**Provided material**.
____

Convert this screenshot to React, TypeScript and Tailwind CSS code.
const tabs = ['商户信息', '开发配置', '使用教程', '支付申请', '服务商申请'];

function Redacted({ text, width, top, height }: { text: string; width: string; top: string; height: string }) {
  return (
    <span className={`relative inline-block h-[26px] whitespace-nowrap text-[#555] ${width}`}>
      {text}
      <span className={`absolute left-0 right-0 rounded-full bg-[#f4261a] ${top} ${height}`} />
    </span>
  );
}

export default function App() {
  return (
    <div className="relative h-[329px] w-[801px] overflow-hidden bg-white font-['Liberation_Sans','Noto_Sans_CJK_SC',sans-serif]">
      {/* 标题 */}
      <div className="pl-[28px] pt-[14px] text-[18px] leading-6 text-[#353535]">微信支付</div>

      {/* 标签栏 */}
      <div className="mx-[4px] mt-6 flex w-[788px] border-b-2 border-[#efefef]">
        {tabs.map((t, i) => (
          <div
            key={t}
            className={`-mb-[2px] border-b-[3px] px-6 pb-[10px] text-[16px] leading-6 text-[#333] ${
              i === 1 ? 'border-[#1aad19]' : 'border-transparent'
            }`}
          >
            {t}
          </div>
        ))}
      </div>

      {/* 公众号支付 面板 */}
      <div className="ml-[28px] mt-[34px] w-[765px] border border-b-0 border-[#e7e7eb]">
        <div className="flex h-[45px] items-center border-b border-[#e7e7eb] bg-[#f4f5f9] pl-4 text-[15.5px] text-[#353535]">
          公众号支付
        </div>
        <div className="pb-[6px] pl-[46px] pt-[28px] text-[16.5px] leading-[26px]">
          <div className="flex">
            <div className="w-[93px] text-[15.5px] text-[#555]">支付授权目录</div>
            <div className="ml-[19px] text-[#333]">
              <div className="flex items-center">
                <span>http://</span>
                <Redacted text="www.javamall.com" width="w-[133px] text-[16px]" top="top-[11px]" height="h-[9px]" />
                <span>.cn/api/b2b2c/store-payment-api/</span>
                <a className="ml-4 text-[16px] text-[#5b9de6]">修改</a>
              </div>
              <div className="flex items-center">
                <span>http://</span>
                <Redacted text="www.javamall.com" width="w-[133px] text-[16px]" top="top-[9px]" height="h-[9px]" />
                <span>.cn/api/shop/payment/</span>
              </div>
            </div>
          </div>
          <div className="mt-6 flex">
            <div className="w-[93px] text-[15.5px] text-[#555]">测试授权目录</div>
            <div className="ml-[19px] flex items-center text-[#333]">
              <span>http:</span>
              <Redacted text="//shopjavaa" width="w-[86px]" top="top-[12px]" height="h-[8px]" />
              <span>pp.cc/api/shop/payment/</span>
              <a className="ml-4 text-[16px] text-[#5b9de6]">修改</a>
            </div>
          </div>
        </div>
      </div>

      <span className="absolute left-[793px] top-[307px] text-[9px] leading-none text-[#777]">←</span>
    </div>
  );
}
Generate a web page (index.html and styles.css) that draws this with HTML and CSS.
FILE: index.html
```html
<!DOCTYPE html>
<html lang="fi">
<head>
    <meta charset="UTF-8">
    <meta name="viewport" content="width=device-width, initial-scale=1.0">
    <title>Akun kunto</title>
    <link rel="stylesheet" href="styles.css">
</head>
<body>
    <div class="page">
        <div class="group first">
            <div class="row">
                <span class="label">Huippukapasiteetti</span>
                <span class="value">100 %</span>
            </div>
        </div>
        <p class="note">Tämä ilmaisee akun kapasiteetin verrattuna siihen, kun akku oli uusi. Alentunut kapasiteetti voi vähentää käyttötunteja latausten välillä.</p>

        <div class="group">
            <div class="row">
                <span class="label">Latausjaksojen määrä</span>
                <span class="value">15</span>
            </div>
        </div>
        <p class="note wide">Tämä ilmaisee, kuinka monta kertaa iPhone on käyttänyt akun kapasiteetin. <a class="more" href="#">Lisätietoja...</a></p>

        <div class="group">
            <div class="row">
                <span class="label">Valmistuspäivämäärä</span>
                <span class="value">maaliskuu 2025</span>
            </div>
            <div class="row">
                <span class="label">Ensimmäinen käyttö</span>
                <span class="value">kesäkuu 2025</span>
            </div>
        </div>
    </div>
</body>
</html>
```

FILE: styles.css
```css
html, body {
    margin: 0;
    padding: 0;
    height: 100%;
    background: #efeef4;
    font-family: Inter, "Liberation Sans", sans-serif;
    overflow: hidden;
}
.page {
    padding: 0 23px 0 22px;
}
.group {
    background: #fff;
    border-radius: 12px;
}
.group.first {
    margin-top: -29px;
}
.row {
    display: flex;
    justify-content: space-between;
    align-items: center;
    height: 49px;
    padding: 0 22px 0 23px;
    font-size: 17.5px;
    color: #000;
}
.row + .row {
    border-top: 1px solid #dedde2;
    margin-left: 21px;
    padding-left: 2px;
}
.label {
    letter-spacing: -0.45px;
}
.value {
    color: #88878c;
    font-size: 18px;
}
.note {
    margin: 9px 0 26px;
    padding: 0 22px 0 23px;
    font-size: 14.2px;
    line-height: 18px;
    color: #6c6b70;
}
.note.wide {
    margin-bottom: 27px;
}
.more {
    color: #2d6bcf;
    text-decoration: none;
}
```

____

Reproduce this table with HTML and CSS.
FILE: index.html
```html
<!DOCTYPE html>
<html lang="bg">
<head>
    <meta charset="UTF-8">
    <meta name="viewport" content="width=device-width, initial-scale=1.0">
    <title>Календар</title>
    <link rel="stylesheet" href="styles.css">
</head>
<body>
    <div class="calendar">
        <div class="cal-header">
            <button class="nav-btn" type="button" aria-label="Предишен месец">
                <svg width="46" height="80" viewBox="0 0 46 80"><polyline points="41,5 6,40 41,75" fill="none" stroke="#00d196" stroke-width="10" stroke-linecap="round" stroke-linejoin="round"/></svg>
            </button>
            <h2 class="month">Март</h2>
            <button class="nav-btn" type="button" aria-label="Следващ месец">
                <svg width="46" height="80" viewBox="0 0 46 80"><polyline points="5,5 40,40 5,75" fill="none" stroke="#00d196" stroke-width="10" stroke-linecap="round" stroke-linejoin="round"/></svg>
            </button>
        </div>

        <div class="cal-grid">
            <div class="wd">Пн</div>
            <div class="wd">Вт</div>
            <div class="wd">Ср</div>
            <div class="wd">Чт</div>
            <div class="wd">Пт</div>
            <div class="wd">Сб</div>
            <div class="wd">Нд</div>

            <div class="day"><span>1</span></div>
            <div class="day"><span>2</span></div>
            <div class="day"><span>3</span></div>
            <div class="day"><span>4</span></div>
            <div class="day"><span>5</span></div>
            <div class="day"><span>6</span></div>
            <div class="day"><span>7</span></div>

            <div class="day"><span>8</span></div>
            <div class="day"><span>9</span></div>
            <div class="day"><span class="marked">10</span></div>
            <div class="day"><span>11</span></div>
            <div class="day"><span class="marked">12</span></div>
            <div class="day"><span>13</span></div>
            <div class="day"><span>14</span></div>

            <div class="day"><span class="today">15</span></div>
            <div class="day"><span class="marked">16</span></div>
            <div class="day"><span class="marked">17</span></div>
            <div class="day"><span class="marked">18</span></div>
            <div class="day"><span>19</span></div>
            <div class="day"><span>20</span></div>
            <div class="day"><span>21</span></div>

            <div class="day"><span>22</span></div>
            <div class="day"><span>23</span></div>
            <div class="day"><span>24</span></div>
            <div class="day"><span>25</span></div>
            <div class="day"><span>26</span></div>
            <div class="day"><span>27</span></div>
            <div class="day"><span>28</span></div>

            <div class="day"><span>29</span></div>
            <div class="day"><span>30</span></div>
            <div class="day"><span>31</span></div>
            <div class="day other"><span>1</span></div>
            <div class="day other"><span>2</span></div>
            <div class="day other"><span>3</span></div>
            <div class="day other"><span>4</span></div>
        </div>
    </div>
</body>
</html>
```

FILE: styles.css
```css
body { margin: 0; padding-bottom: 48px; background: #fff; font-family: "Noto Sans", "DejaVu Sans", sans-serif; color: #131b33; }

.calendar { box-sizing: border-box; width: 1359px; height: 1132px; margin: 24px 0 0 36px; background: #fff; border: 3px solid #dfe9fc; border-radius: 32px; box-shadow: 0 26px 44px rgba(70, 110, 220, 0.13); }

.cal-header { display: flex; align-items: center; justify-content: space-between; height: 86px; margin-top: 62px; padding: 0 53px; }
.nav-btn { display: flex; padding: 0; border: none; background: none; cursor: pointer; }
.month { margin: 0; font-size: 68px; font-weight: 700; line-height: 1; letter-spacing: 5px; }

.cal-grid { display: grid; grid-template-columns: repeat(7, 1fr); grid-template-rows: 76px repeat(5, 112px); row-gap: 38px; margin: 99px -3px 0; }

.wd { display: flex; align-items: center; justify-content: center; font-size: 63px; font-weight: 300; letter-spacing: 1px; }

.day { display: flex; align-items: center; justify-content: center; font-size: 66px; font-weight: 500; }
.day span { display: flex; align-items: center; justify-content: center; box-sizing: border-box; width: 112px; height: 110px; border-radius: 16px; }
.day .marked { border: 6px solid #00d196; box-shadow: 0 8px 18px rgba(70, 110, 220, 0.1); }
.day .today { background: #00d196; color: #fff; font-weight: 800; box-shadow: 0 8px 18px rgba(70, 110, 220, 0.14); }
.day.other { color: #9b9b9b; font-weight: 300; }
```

____

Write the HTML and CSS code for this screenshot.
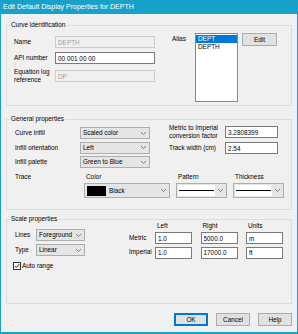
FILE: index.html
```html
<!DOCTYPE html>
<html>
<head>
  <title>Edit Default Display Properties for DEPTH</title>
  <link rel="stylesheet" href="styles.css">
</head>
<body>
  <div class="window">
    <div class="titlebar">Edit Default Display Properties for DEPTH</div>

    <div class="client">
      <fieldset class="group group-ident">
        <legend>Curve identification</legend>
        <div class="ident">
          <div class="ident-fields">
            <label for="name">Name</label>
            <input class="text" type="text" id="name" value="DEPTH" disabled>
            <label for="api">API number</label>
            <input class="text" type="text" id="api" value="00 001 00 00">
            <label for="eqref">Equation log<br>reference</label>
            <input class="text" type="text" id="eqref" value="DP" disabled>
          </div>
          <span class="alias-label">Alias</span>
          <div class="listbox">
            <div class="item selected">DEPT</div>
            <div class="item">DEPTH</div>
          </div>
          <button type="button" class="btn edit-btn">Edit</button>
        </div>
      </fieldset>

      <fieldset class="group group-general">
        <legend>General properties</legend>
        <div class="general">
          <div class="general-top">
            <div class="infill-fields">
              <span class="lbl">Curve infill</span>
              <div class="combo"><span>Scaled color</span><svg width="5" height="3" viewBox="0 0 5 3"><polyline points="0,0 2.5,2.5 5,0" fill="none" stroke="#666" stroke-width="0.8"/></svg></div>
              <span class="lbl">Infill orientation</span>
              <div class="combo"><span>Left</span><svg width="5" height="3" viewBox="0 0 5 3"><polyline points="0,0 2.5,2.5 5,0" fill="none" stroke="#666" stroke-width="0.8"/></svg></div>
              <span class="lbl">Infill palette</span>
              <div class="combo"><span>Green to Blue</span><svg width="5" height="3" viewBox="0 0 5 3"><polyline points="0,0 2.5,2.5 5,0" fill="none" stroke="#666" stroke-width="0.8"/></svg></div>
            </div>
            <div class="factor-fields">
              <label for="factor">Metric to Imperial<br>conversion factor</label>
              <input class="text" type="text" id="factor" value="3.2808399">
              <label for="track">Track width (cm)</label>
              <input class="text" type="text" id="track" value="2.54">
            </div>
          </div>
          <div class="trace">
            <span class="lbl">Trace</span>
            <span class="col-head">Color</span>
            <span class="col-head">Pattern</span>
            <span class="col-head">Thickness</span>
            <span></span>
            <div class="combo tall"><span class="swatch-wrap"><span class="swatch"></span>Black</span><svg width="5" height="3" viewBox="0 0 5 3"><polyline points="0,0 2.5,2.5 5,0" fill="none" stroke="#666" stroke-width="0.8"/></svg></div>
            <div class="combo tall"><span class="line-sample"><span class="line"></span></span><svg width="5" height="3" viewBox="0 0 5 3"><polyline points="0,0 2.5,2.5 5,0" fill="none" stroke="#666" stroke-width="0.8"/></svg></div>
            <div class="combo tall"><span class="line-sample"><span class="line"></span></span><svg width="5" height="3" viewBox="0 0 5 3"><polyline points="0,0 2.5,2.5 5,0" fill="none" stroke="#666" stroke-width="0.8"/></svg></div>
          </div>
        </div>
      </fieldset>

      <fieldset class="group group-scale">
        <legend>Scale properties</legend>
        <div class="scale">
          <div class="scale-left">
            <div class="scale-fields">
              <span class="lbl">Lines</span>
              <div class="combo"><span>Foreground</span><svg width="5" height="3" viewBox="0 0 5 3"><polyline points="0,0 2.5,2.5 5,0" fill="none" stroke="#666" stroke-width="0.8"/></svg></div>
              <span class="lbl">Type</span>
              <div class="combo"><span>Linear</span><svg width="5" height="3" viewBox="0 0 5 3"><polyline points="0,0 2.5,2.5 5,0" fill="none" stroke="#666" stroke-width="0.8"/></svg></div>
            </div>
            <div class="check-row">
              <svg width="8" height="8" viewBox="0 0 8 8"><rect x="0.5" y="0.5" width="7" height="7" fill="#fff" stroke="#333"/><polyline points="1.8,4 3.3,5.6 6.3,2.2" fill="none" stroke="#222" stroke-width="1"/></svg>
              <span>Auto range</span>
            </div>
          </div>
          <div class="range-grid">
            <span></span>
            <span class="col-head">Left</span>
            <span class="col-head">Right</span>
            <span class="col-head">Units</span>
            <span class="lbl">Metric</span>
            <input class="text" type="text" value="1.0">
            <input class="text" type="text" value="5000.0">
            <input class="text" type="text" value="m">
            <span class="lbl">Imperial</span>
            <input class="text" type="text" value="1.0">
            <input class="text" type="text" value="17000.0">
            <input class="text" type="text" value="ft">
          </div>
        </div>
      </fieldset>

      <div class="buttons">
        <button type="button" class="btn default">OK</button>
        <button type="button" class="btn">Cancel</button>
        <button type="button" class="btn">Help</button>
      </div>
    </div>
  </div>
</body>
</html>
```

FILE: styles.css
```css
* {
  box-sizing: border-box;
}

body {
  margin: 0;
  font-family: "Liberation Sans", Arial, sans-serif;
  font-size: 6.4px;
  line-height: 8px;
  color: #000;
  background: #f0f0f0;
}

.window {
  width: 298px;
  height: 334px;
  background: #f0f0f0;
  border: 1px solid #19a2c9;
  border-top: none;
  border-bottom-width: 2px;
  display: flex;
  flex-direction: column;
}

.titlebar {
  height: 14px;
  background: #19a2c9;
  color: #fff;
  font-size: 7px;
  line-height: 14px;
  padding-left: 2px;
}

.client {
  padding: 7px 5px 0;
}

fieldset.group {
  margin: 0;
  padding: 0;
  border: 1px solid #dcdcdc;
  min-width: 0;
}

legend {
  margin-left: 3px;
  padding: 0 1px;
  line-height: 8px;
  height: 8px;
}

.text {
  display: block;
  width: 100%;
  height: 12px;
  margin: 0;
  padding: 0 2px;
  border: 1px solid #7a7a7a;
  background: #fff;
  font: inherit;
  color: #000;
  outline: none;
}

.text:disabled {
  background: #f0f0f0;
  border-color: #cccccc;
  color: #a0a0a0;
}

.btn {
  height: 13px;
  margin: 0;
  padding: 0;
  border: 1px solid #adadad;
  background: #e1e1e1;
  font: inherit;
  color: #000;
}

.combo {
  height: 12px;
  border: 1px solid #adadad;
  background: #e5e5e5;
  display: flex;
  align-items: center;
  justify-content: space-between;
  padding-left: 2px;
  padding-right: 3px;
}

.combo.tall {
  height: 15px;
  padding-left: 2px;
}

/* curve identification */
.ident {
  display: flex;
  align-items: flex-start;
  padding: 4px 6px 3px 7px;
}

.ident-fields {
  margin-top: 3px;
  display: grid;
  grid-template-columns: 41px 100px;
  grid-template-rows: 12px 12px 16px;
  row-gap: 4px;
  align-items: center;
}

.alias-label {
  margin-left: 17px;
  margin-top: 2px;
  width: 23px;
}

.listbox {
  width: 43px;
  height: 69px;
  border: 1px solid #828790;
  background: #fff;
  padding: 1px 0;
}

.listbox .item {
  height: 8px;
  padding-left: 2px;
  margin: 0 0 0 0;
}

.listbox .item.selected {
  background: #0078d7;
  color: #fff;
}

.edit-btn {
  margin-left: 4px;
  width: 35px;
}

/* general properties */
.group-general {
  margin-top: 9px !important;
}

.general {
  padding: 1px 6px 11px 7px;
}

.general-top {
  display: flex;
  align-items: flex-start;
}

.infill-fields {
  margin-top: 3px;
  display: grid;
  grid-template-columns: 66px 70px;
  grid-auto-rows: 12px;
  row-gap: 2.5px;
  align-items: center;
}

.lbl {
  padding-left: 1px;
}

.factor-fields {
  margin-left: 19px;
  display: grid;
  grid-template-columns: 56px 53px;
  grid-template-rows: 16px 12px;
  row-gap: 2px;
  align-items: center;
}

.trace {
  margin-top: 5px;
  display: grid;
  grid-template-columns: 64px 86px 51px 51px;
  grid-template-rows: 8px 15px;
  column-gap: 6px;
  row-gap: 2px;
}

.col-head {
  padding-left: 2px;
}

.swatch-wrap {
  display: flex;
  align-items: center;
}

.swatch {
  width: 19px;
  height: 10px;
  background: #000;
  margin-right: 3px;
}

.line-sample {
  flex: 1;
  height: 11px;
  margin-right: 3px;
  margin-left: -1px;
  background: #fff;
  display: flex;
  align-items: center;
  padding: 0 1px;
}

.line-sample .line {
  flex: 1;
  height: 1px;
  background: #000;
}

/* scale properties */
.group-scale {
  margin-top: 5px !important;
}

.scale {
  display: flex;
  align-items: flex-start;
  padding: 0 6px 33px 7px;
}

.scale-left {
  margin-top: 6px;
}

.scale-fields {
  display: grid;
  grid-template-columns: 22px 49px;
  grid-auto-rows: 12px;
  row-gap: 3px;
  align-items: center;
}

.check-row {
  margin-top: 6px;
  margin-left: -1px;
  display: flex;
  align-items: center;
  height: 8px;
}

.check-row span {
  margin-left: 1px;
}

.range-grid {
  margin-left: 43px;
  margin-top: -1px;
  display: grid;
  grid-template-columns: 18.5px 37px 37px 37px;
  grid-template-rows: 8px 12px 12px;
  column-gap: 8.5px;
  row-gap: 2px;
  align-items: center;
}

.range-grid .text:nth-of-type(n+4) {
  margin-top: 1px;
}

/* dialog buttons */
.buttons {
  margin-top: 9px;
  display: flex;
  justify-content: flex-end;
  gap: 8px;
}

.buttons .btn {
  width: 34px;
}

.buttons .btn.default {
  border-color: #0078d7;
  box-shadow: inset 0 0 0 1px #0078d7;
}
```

____

**Written task**. List each line of the records that holds the string "this".

**Written answer**.
Convert this screenshot to React, TypeScript and Tailwind CSS code.
Generate a web page (index.html and styles.css) that draws this with HTML and CSS.
Reproduce this table with HTML and CSS.
Write the HTML and CSS code for this screenshot.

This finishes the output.